◆ Prompt: Copy out each line that mentions the word "page".

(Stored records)
==============================

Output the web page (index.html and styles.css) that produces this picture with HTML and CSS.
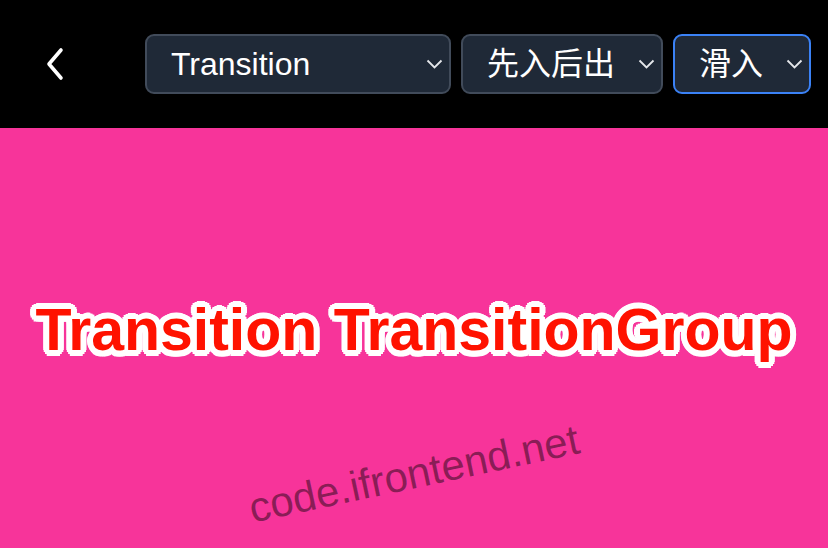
FILE: index.html
```html
<!DOCTYPE html>
<html lang="zh-CN">
<head>
<meta charset="UTF-8">
<meta name="viewport" content="width=device-width, initial-scale=1.0">
<title>Transition TransitionGroup</title>
<link rel="stylesheet" href="styles.css">
</head>
<body>
    <header class="top-bar">
        <button class="back-btn" type="button" aria-label="返回">
            <svg width="20" height="34" viewBox="0 0 20 34">
                <path d="M16 3 L4 17 L16 31" fill="none" stroke="#fff" stroke-width="3.6" stroke-linecap="round" stroke-linejoin="round"/>
            </svg>
        </button>
        <div class="filters">
            <div class="select-wrap select-main">
                <select name="component">
                    <option>Transition</option>
                    <option>TransitionGroup</option>
                </select>
                <svg class="caret" width="17" height="10" viewBox="0 0 17 10"><path d="M1.5 1.5 L8.5 8.5 L15.5 1.5" fill="none" stroke="#e5e7eb" stroke-width="1.8"/></svg>
            </div>
            <div class="select-wrap select-order">
                <select name="order">
                    <option>先入后出</option>
                    <option>先出后入</option>
                </select>
                <svg class="caret" width="17" height="10" viewBox="0 0 17 10"><path d="M1.5 1.5 L8.5 8.5 L15.5 1.5" fill="none" stroke="#e5e7eb" stroke-width="1.8"/></svg>
            </div>
            <div class="select-wrap select-effect active">
                <select name="effect">
                    <option>滑入</option>
                    <option>淡入</option>
                </select>
                <svg class="caret" width="17" height="10" viewBox="0 0 17 10"><path d="M1.5 1.5 L8.5 8.5 L15.5 1.5" fill="none" stroke="#e5e7eb" stroke-width="1.8"/></svg>
            </div>
        </div>
    </header>

    <main class="stage">
        <h1 class="title">Transition TransitionGroup</h1>
        <div class="watermark">code.ifrontend.net</div>
    </main>
</body>
</html>
```

FILE: styles.css
```css
html, body {
    height: 100%;
}

body {
    margin: 0;
    font-family: "Liberation Sans", "Noto Sans CJK SC", Arial, sans-serif;
    background-color: #f7349a;
    display: flex;
    flex-direction: column;
}

.top-bar {
    height: 128px;
    flex-shrink: 0;
    background-color: #000;
    display: flex;
    align-items: center;
    padding: 0 17px 0 28px;
    box-sizing: border-box;
}

.back-btn {
    width: 54px;
    height: 54px;
    padding: 0;
    border: none;
    background: none;
    display: flex;
    align-items: center;
    justify-content: center;
    cursor: pointer;
}

.filters {
    flex: 1;
    display: flex;
    gap: 10px;
    margin-left: 63px;
}

.select-wrap {
    position: relative;
}

.select-main {
    flex: 1;
}

.select-order {
    width: 202px;
}

.select-effect {
    width: 138px;
}

.select-wrap select {
    width: 100%;
    height: 60px;
    box-sizing: border-box;
    padding: 0 36px 0 24px;
    appearance: none;
    -webkit-appearance: none;
    background-color: #1f2937;
    color: #fff;
    border: 2px solid #414b5a;
    border-radius: 9px;
    font-family: inherit;
    font-size: 32px;
    outline: none;
}

.select-wrap.active select {
    border-color: #3b82f6;
}

.caret {
    position: absolute;
    right: 8px;
    top: 25px;
    pointer-events: none;
}

.stage {
    flex: 1;
    position: relative;
    display: flex;
    align-items: center;
    justify-content: center;
    padding-bottom: 16px;
    overflow: hidden;
}

/* white outline drawn with a ring of shadows so the corners stay round */
.title {
    margin: 0;
    font-size: 59px;
    font-weight: bold;
    color: #ff1200;
    white-space: nowrap;
    text-shadow:
        6px 0 0 #fff, -6px 0 0 #fff, 0 6px 0 #fff, 0 -6px 0 #fff,
        4.2px 4.2px 0 #fff, -4.2px 4.2px 0 #fff, 4.2px -4.2px 0 #fff, -4.2px -4.2px 0 #fff,
        5.5px 2.3px 0 #fff, -5.5px 2.3px 0 #fff, 5.5px -2.3px 0 #fff, -5.5px -2.3px 0 #fff,
        2.3px 5.5px 0 #fff, -2.3px 5.5px 0 #fff, 2.3px -5.5px 0 #fff, -2.3px -5.5px 0 #fff,
        3px 0 0 #fff, -3px 0 0 #fff, 0 3px 0 #fff, 0 -3px 0 #fff;
}

.watermark {
    position: absolute;
    left: 50%;
    top: 346px;
    transform: translate(-50%, -50%) rotate(-12deg);
    font-size: 42px;
    color: rgba(0, 0, 0, 0.45);
    white-space: nowrap;
    pointer-events: none;
}
```
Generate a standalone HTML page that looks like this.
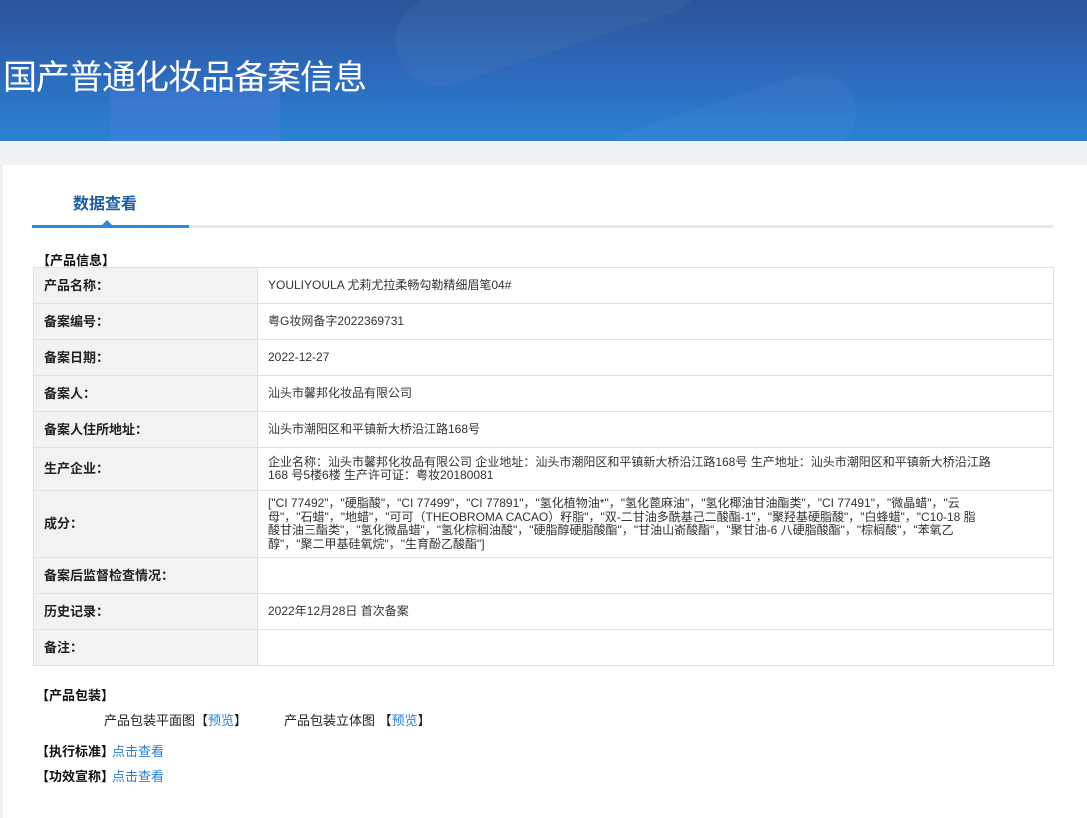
<!DOCTYPE html>
<html><head><meta charset="utf-8"><style>
*{margin:0;padding:0;box-sizing:border-box}
body{width:1087px;height:818px;overflow:hidden;background:#eef2f5;font-family:"Liberation Sans","Noto Sans CJK SC",sans-serif;font-size:12px;color:#333;position:relative}
.hd{position:absolute;left:0;top:0;width:1087px;height:141px;background:linear-gradient(180deg,#2b5498 0%,#2d6bbd 55%,#2a82d2 100%);overflow:hidden}
.hd .b1{position:absolute;left:390px;top:-40px;width:320px;height:90px;border-radius:45px;background:rgba(255,255,255,.04);transform:rotate(-18deg)}
.hd .b2{position:absolute;left:110px;top:90px;width:170px;height:60px;background:rgba(90,130,230,.25)}
.hd .b3{position:absolute;left:600px;top:100px;width:260px;height:80px;border-radius:40px;background:rgba(255,255,255,.03);transform:rotate(-18deg)}
.hd h1{position:absolute;left:3px;top:53px;font-size:34px;font-weight:normal;color:#fff;letter-spacing:-1px;font-family:"Noto Sans CJK SC",sans-serif;line-height:44px}
.panel{position:absolute;left:3px;top:165px;width:1084px;height:653px;background:#fff}
.tab{position:absolute;left:73px;top:190px;font-size:16px;font-weight:bold;color:#1b5da0}
.ul{position:absolute;left:32px;top:225px;width:1021px;height:3px;background:#e6e8ea}
.ul i{position:absolute;left:0;top:0;width:157px;height:3px;background:#2c8ad8}
.tri{position:absolute;left:102px;top:220px;width:0;height:0;border-left:5px solid transparent;border-right:5px solid transparent;border-bottom:5px solid #2c8ad8}
.sec{position:absolute;font-weight:bold;color:#111;font-size:13px}
table{position:absolute;left:33px;top:267px;width:1021px;border-collapse:collapse;border:1px solid #a9bfd8}
td{border:1px solid #e0e0e0;vertical-align:middle;font-size:12px;line-height:13.5px}
td.l{width:224px;background:#f2f2f2;font-weight:bold;font-size:13px;color:#222;padding-left:10px}
td.v{padding-left:10px;color:#333}
a{color:#2a7fd4;text-decoration:none}
.t{position:absolute;font-size:13px;color:#222}
</style></head><body>
<div class="hd"><div class="b1"></div><div class="b2"></div><div class="b3"></div><h1>国产普通化妆品备案信息</h1></div>
<div class="panel"></div>
<div class="tab">数据查看</div>
<div class="ul"><i></i></div><div class="tri"></div>
<div class="sec" style="left:37px;top:250px">【产品信息】</div>
<table>
<tr style="height:36px"><td class="l">产品名称：</td><td class="v">YOULIYOULA 尤莉尤拉柔畅勾勒精细眉笔04#</td></tr>
<tr style="height:36px"><td class="l">备案编号：</td><td class="v">粤G妆网备字2022369731</td></tr>
<tr style="height:36px"><td class="l">备案日期：</td><td class="v">2022-12-27</td></tr>
<tr style="height:36px"><td class="l">备案人：</td><td class="v">汕头市馨邦化妆品有限公司</td></tr>
<tr style="height:36px"><td class="l">备案人住所地址：</td><td class="v">汕头市潮阳区和平镇新大桥沿江路168号</td></tr>
<tr style="height:43px"><td class="l">生产企业：</td><td class="v">企业名称：汕头市馨邦化妆品有限公司 企业地址：汕头市潮阳区和平镇新大桥沿江路168号 生产地址：汕头市潮阳区和平镇新大桥沿江路<br>168 号5楼6楼 生产许可证：粤妆20180081</td></tr>
<tr style="height:67px"><td class="l">成分：</td><td class="v">["CI 77492"，"硬脂酸"，"CI 77499"，"CI 77891"，"氢化植物油*"，"氢化蓖麻油"，"氢化椰油甘油酯类"，"CI 77491"，"微晶蜡"，"云<br>母"，"石蜡"，"地蜡"，"可可（THEOBROMA CACAO）籽脂"，"双-二甘油多酰基己二酸酯-1"，"聚羟基硬脂酸"，"白蜂蜡"，"C10-18 脂<br>酸甘油三酯类"，"氢化微晶蜡"，"氢化棕榈油酸"，"硬脂醇硬脂酸酯"，"甘油山嵛酸酯"，"聚甘油-6 八硬脂酸酯"，"棕榈酸"，"苯氧乙<br>醇"，"聚二甲基硅氧烷"，"生育酚乙酸酯"]</td></tr>
<tr style="height:36px"><td class="l">备案后监督检查情况：</td><td class="v"></td></tr>
<tr style="height:36px"><td class="l">历史记录：</td><td class="v">2022年12月28日 首次备案</td></tr>
<tr style="height:36px"><td class="l">备注：</td><td class="v"></td></tr>
</table>
<div class="sec" style="left:36px;top:685px">【产品包装】</div>
<div class="t" style="left:104px;top:710px">产品包装平面图【<a>预览</a>】</div>
<div class="t" style="left:284px;top:710px">产品包装立体图 【<a>预览</a>】</div>
<div class="sec" style="left:36px;top:741px">【执行标准】</div><div class="t" style="left:112px;top:741px"><a>点击查看</a></div>
<div class="sec" style="left:36px;top:766px">【功效宣称】</div><div class="t" style="left:112px;top:766px"><a>点击查看</a></div>
</body></html>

==============================

◆ Written answer:
Output the web page (index.html and styles.css) that produces this picture with HTML and CSS.
Generate a standalone HTML page that looks like this.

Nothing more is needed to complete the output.